- _WRITTEN PROBLEM_
Extract each line containing the string "React".

━━━━━━━━━━━━━━━━━━━━━━━━━━━━━━

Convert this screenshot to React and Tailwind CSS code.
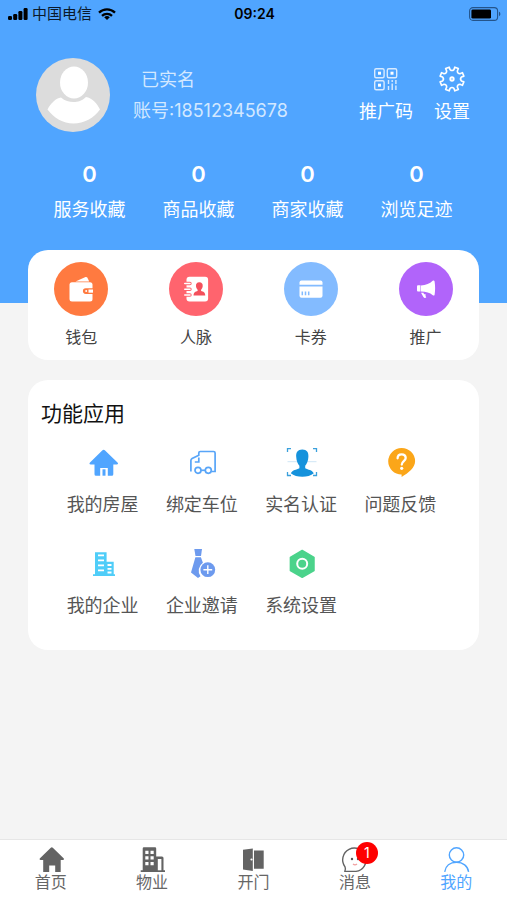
import React from "react";

const BLUE = "#50a5ff";

// outline of a cog wheel centred on 13,13
function gearPath(teeth) {
  const step = 360 / teeth;
  const at = (r, deg) => {
    const a = (deg * Math.PI) / 180;
    return `${(13 + r * Math.cos(a)).toFixed(2)} ${(13 + r * Math.sin(a)).toFixed(2)}`;
  };
  let d = "";
  for (let i = 0; i < teeth; i++) {
    const c = step / 2 + i * step;
    d += `${i === 0 ? "M" : "L"}${at(9.6, c - 11)}L${at(12.2, c - 9)}L${at(12.2, c + 9)}L${at(9.6, c + 11)}`;
    d += `Q${at(7.6, c + step / 2)} ${at(9.6, c + step - 11)}`;
  }
  return d + "Z";
}

/* ---------- Status bar ---------- */
function SignalIcon() {
  return (
    <svg className="w-5 h-3" viewBox="0 0 20 12" fill="#000">
      <rect x="0" y="8" width="4" height="4" rx="1.2" />
      <rect x="5.200" y="6" width="4" height="6" rx="1.2" />
      <rect x="10.4" y="3" width="4" height="9" rx="1.2" />
      <rect x="15.6" y="0" width="4" height="12" rx="1.2" />
    </svg>
  );
}

function WifiIcon() {
  return (
    <svg className="w-[18px] h-3" viewBox="0 0 18 12" fill="none" stroke="#000" strokeWidth="2.300">
      <path d="M1 4.6a11.6 11.6 0 0 1 16 0" />
      <path d="M4 7.8a7.2 7.2 0 0 1 10 0" />
      <path d="M9 12 6.2 9.3a4 4 0 0 1 5.6 0z" fill="#000" stroke="none" />
    </svg>
  );
}

function BatteryIcon() {
  return (
    <svg className="w-8 h-[14px]" viewBox="0 0 32 14">
      <rect x="0.6" y="0.6" width="28" height="12.8" rx="3.4" fill="none" stroke="#24548a" strokeWidth="1.1" />
      <rect x="2.4" y="2.4" width="19.6" height="9.2" rx="1.4" fill="#000" />
      <path d="M30 4.8c1.8.6 1.8 3.8 0 4.4z" fill="#24548a" />
    </svg>
  );
}

/* ---------- Header ---------- */
function Avatar() {
  return (
    <svg className="size-[74px] shrink-0" viewBox="0 0 74 74">
      <circle cx="37" cy="37" r="37" fill="#dcdcdc" />
      <path d="M25 39.500C20 40 14 46 11.500 51.500C18 60 27 65.500 37.500 65.500S58 60 64 51.500C61 45 56 40 50 39C46 43 42 44 37.500 44S29 43 25 39.500Z" fill="#fff" />
      <ellipse cx="38" cy="24.500" rx="14" ry="16" fill="#fff" />
    </svg>
  );
}

function QrIcon() {
  return (
    <svg className="size-[26px]" viewBox="0 0 26 26" fill="none" stroke="#d9ebff" strokeWidth="1.400">
      <rect x="1.700" y="2.700" width="9.400" height="9" rx="1.500" />
      <rect x="14.300" y="2.700" width="9.400" height="9" rx="1.500" />
      <rect x="1.700" y="14.700" width="9.400" height="9" rx="1.500" />
      <g fill="#fff" stroke="none">
        <rect x="5" y="5.700" width="3" height="3" />
        <rect x="17.500" y="5.700" width="3" height="3" />
        <rect x="5" y="17.700" width="3" height="3" />
      </g>
      <path d="M15.500 14v4M15.500 20v4M19.200 14v2M19.200 17.500v6.500M22.900 14v4M22.900 19.500v4.500" />
    </svg>
  );
}

function GearIcon() {
  return (
    <svg className="size-[26px] overflow-visible" viewBox="0 0 26 26" fill="none" stroke="#fff" strokeWidth="1.600" strokeLinejoin="round">
      <path d={gearPath(8)} />
      <circle cx="13" cy="13" r="1.700" strokeWidth="1.900" />
    </svg>
  );
}

/* ---------- Round shortcuts ---------- */
function WalletIcon() {
  return (
    <svg className="size-[54px]" viewBox="0 0 54 54">
      <circle cx="27" cy="27" r="27" fill="#ff7a40" />
      <path d="M21.500 19.500 31 15.200c1-.4 2-.2 2.400.6l1.800 3.700z" fill="#fff" />
      <rect x="15.500" y="20.300" width="23" height="19.100" rx="2.500" fill="#fff" />
      <path d="M39 26.300h-7.300a2.800 2.800 0 0 0 0 5.600H39z" fill="#ff7a40" />
      <path d="M39 27.500h-4.500v3.200H39z" fill="#fff" />
      <circle cx="32.200" cy="29.100" r="1" fill="#fff" />
    </svg>
  );
}

function ContactsIcon() {
  return (
    <svg className="size-[54px]" viewBox="0 0 54 54">
      <circle cx="27" cy="27" r="27" fill="#ff646e" />
      <rect x="17.500" y="14.800" width="21.600" height="24.600" rx="3" fill="#fff" />
      <g stroke="#ff646e" strokeWidth="3.400" strokeLinecap="round">
        <path d="M16 21.500h5M16 27.200h5M16 33h5" />
      </g>
      <g stroke="#fff" strokeWidth="1.600" strokeLinecap="round">
        <path d="M15.800 21.500h5.200M15.800 27.200h5.200M15.800 33h5.200" />
      </g>
      <path d="M30.300 20.300c2.600 0 3.600 1.700 3.400 3.900-.1 1.600-.9 2.700-1.600 3.500v1.200c2.300.6 4 1.300 4.200 4.600H24.500c.2-3.300 1.900-4 4.100-4.600v-1.200c-.7-.8-1.500-1.900-1.600-3.500-.2-2.200.8-3.900 3.300-3.900z" fill="#f4505c" />
    </svg>
  );
}

function CardIcon() {
  return (
    <svg className="size-[54px]" viewBox="0 0 54 54">
      <circle cx="27" cy="27" r="27" fill="#83bbff" />
      <path d="M15.500 22.800v-2.300a2 2 0 0 1 2-2h19a2 2 0 0 1 2 2v2.300z" fill="#fff" />
      <path d="M15.500 24.600h23v9.200a2 2 0 0 1-2 2h-19a2 2 0 0 1-2-2z" fill="#fff" />
      <path d="M18.300 29.500v3.800M21.500 29.500v3.800M24.700 29.500v3.800" stroke="#83bbff" strokeWidth="1.500" />
    </svg>
  );
}

function MegaphoneIcon() {
  return (
    <svg className="size-[54px]" viewBox="0 0 54 54">
      <circle cx="27" cy="27" r="27" fill="#b164fa" />
      <g fill="#fff">
        <path d="M18 24.600c0-.8.500-1.300 1.300-1.300H21.500v6.300h-2.200c-.8 0-1.300-.5-1.300-1.300z" />
        <path d="M22 23.400c5-.3 8.700-1.700 11.700-4.600.8-.7 1.700-.4 1.900.6.700 4.600.7 8.800 0 13.300-.2 1-1 1.200-1.800.5-3-2.400-6.700-3.600-11.800-3.700z" />
        <path d="M22 30.700h2.600c0 1.200.4 1.600 1.500 1.600 1 0 1 1.200.2 1.400l1 1.600c-.9 1-2.200.8-2.900-.4z" />
      </g>
    </svg>
  );
}

/* ---------- Function icons ---------- */
function FnSvg({ children }) {
  return (
    <svg className="size-7 overflow-visible" viewBox="0 0 28 28" fill="none">
      {children}
    </svg>
  );
}

function HouseIcon() {
  return (
    <FnSvg>
      <path d="M13.200 2.600a2 2 0 0 1 2.900 0L28.500 14.400c1 1 .5 2-.8 2H24.300v9.800a1.500 1.500 0 0 1-1.500 1.500H18.800V20h-7.600v7.700H7a1.500 1.500 0 0 1-1.500-1.500v-9.800H1.800c-1.300 0-1.800-1-.8-2z" fill={BLUE} />
      <path d="M13.500 21.300h3v6.400h-3z" fill={BLUE} />
    </FnSvg>
  );
}

function TruckIcon() {
  return (
    <FnSvg>
      <g stroke="#58a5f8" strokeWidth="1.700">
        <path d="M2.900 23.500V12.500c0-1 .4-1.500 1.200-2L10.800 7.200V5c0-1 .5-1.500 1.500-1.500H25.500c1 0 1.600.5 1.600 1.500V23.500H24" />
        <path d="M10.800 9.500V14H6.800" />
        <circle cx="10" cy="22.300" r="3" />
        <circle cx="20.300" cy="22.300" r="3" />
        <path d="M13 22.300h4.300" />
      </g>
    </FnSvg>
  );
}

function FaceIcon() {
  return (
    <FnSvg>
      <path d="M0.500 4V0.600H4M26 .6h3.500V4M.5 24v3.500H4M26 27.500h3.500V24" stroke="#3aa0dc" strokeWidth="1.300" />
      <path d="M0.500 13.700h29" stroke="#cfe6f5" strokeWidth="1" />
      <path d="M15.300 1.500c4.600 0 6.400 3 6.100 7.200-.2 4-1.700 7.500-3.200 9.100v2.400c3 1.700 6.800 1.600 8.600 5-5.500 4.700-17.500 4.700-23 0 1.800-3.400 5.600-3.300 8.600-5v-2.400c-1.500-1.600-3-5.100-3.200-9.100-.3-4.200 1.500-7.200 6.100-7.200z" fill="#1592dc" />
    </FnSvg>
  );
}

function QuestionIcon() {
  return (
    <FnSvg>
      <path d="M15.600 0a13.400 13.400 0 0 1 13.500 13.300c0 6.500-6.500 11.500-13.500 15.700v-2.500A13.300 13.300 0 0 1 2.200 13.300 13.400 13.400 0 0 1 15.600 0z" fill="#fba619" />
      <path d="M11.600 10.300c0-2.500 1.600-4 4-4s4.100 1.500 4.100 3.700c0 3-3.900 3.300-3.900 6.500" stroke="#fff" strokeWidth="2.300" strokeLinecap="round" />
      <circle cx="15.700" cy="20.300" r="1.600" fill="#fff" />
    </FnSvg>
  );
}

function CompanyIcon() {
  return (
    <FnSvg>
      <path d="M6 3.300h11.600V12.700H24.700V25.300H26v1.800H4v-1.800h2z" fill="#4fcdf8" />
      <path d="M9 6.400h6M9 11.400h6M9 16.400h6M9 21.400h6M18.500 16h4M18.500 19.800h4M18.500 23.500h4" stroke="#fff" strokeWidth="1.800" />
    </FnSvg>
  );
}

function InviteIcon() {
  return (
    <FnSvg>
      <path d="M6.300 0h7.700l-1 7H7.500z" fill="#6d9aee" />
      <path d="M7.400 8.300h5.500l2 5.500A9.500 9.500 0 0 0 12.500 27.300L10 29 3 23.500z" fill="#6d9aee" />
      <circle cx="19.800" cy="20.700" r="7.400" fill="#6d9aee" />
      <path d="M19.800 16.300v8.800M15.400 20.700h8.800" stroke="#fff" strokeWidth="1.400" />
    </FnSvg>
  );
}

function HexIcon() {
  return (
    <FnSvg>
      <path d="M15.200 1.500 27 8.300v13.200L15.200 28.300 3.400 21.500V8.300z" fill="#4bd38b" stroke="#4bd38b" strokeWidth="1.500" strokeLinejoin="round" />
      <circle cx="15.200" cy="14.800" r="5" stroke="#fff" strokeWidth="2" />
    </FnSvg>
  );
}

/* ---------- Tab icons ---------- */
function TabSvg({ children }) {
  return (
    <svg className="size-[26px] overflow-visible" viewBox="0 0 26 26" fill="none">
      {children}
    </svg>
  );
}

function TabHome() {
  return (
    <TabSvg>
      <path d="M12.800 1.700a1.500 1.500 0 0 1 2 0L25.600 12.300c.7.800.4 1.700-.6 1.700h-2.300v12h-5.500v-6.500h-6V26H5.200V14H2.600c-1 0-1.300-.9-.6-1.700z" fill="#636363" />
    </TabSvg>
  );
}

function TabBuilding() {
  return (
    <TabSvg>
      <path d="M3.700 2.500a1.200 1.200 0 0 1 1.200-1.200H16a1.200 1.200 0 0 1 1.200 1.200v8H23a1.500 1.500 0 0 1 1.500 1.500v12.300H26V26H1.700v-1.700h2z" fill="#636363" />
      <path d="M18.800 13h3.600v11.300h-3.600z" fill="#fff" />
      <path d="M6.300 4.700h3.200v3.200H6.300zM11.500 4.700h3.200v3.200h-3.200zM6.300 10.300h3.200v3.200H6.300zM11.500 10.300h3.200v3.200h-3.200zM6.300 16h3.200v3.200H6.300zM11.500 16h3.200v3.200h-3.200z" fill="#fff" />
    </TabSvg>
  );
}

function TabDoor() {
  return (
    <TabSvg>
      <path d="M3 3.800 12.800 2.500V25L3 23.500zM14 4.500h9.700v18.300H14z" fill="#636363" />
      <circle cx="11.500" cy="13.500" r="1.100" fill="#fff" />
    </TabSvg>
  );
}

function TabMessage() {
  return (
    <TabSvg>
      <path d="M2.800 25.400c1-1.600.9-2.800.2-4.600A11.700 11.700 0 1 1 14 25.400z" stroke="#636363" strokeWidth="1.400" strokeLinejoin="round" />
      <circle cx="10" cy="13" r="1.200" fill="#555" />
      <circle cx="16" cy="13" r="1.200" fill="#555" />
      <path d="M11 18c1.200 1 2.800 1 4 0" stroke="#f0a0a0" strokeWidth="1.300" />
    </TabSvg>
  );
}

function TabUser() {
  return (
    <TabSvg>
      <circle cx="13.500" cy="9" r="7.200" stroke={BLUE} strokeWidth="1.400" />
      <path d="M1.700 25.800C2.500 20 7 16.300 13.500 16.300S24.800 20 25.600 25.800" stroke={BLUE} strokeWidth="1.400" />
    </TabSvg>
  );
}

const stats = [
  { label: "服务收藏", value: 0 },
  { label: "商品收藏", value: 0 },
  { label: "商家收藏", value: 0 },
  { label: "浏览足迹", value: 0 },
];

const shortcuts = [
  { label: "钱包", icon: <WalletIcon /> },
  { label: "人脉", icon: <ContactsIcon /> },
  { label: "卡券", icon: <CardIcon /> },
  { label: "推广", icon: <MegaphoneIcon /> },
];

const functions = [
  { label: "我的房屋", icon: <HouseIcon /> },
  { label: "绑定车位", icon: <TruckIcon /> },
  { label: "实名认证", icon: <FaceIcon /> },
  { label: "问题反馈", icon: <QuestionIcon /> },
  { label: "我的企业", icon: <CompanyIcon /> },
  { label: "企业邀请", icon: <InviteIcon /> },
  { label: "系统设置", icon: <HexIcon /> },
];

const tabs = [
  { label: "首页", icon: <TabHome /> },
  { label: "物业", icon: <TabBuilding /> },
  { label: "开门", icon: <TabDoor /> },
  { label: "消息", icon: <TabMessage />, badge: 1 },
  { label: "我的", icon: <TabUser />, active: true },
];

export default function App() {
  return (
    <div className="min-h-screen flex flex-col bg-[#f4f4f4] font-['Inter','Noto_Sans_CJK_SC',sans-serif]">
      <header className="bg-[#50a5ff] pb-20">
        <div className="grid grid-cols-3 items-center h-7 pl-2 pr-1.5 text-[#0b1a2b]">
          <div className="flex items-center gap-1">
            <SignalIcon />
            <span className="text-[15px] leading-5 whitespace-nowrap">中国电信</span>
            <span className="ml-0.5"><WifiIcon /></span>
          </div>
          <div className="text-center text-sm font-semibold text-black">09:24</div>
          <div className="flex justify-end">
            <BatteryIcon />
          </div>
        </div>

        <div className="mt-[30px] flex items-center pl-9 pr-[37px]">
          <Avatar />
          <div className="ml-[23px] text-lg leading-[31px] text-[#d3e8ff]">
            <div className="pl-2">已实名</div>
            <div>账号:18512345678</div>
          </div>
          <div className="ml-auto flex gap-[21px] text-lg leading-6 text-white">
            <button className="flex flex-col items-center gap-2">
              <QrIcon />
              <span>推广码</span>
            </button>
            <button className="flex flex-col items-center gap-2">
              <GearIcon />
              <span>设置</span>
            </button>
          </div>
        </div>

        <div className="mt-7 pl-[35px] pr-9 grid grid-cols-4 text-white">
          {stats.map((s) => (
            <button key={s.label} className="flex flex-col items-center gap-2 -mb-px">
              <span className="text-[22px] leading-7 font-semibold">{s.value}</span>
              <span className="text-lg leading-7">{s.label}</span>
            </button>
          ))}
        </div>
      </header>

      <main className="-mt-[53px] px-7 flex flex-col gap-5">
        <section className="bg-white rounded-[20px] pt-3 pb-[11px]">
          <div className="-mx-1 grid grid-cols-4">
            {shortcuts.map((s) => (
              <button key={s.label} className="flex flex-col items-center gap-[9px] text-base leading-6 text-[#444]">
                {s.icon}
                <span>{s.label}</span>
              </button>
            ))}
          </div>
        </section>

        <section className="bg-white rounded-[20px] pt-5 pb-[30px]">
          <h2 className="pl-[13px] text-[21px] leading-7 text-[#111]">功能应用</h2>
          <div className="mt-5 pl-[25px] pr-[29px] grid grid-cols-4 gap-y-[30px]">
            {functions.map((f) => (
              <button key={f.label} className="flex flex-col items-center gap-[15px] text-lg leading-7 text-[#555]">
                {f.icon}
                <span>{f.label}</span>
              </button>
            ))}
          </div>
        </section>
      </main>

      <nav className="mt-auto grid grid-cols-5 border-t border-[#e6e6e6] bg-white pt-1.5 pb-2">
        {tabs.map((t) => (
          <a
            key={t.label}
            href="#"
            className={`flex flex-col items-center text-base leading-5 ${t.active ? "text-[#50a5ff]" : "text-[#666]"}`}
          >
            <span className="relative">
              {t.icon}
              {t.badge && (
                <span className="absolute -top-1 left-[14px] size-[22px] rounded-full bg-[#fe0000] text-center text-sm leading-[22px] text-white">
                  {t.badge}
                </span>
              )}
            </span>
            <span>{t.label}</span>
          </a>
        ))}
      </nav>
    </div>
  );
}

━━━━━━━━━━━━━━━━━━━━━━━━━━━━━━

- _PROBLEM SOLUTION_
Convert this screenshot to React and Tailwind CSS code.
import React from "react";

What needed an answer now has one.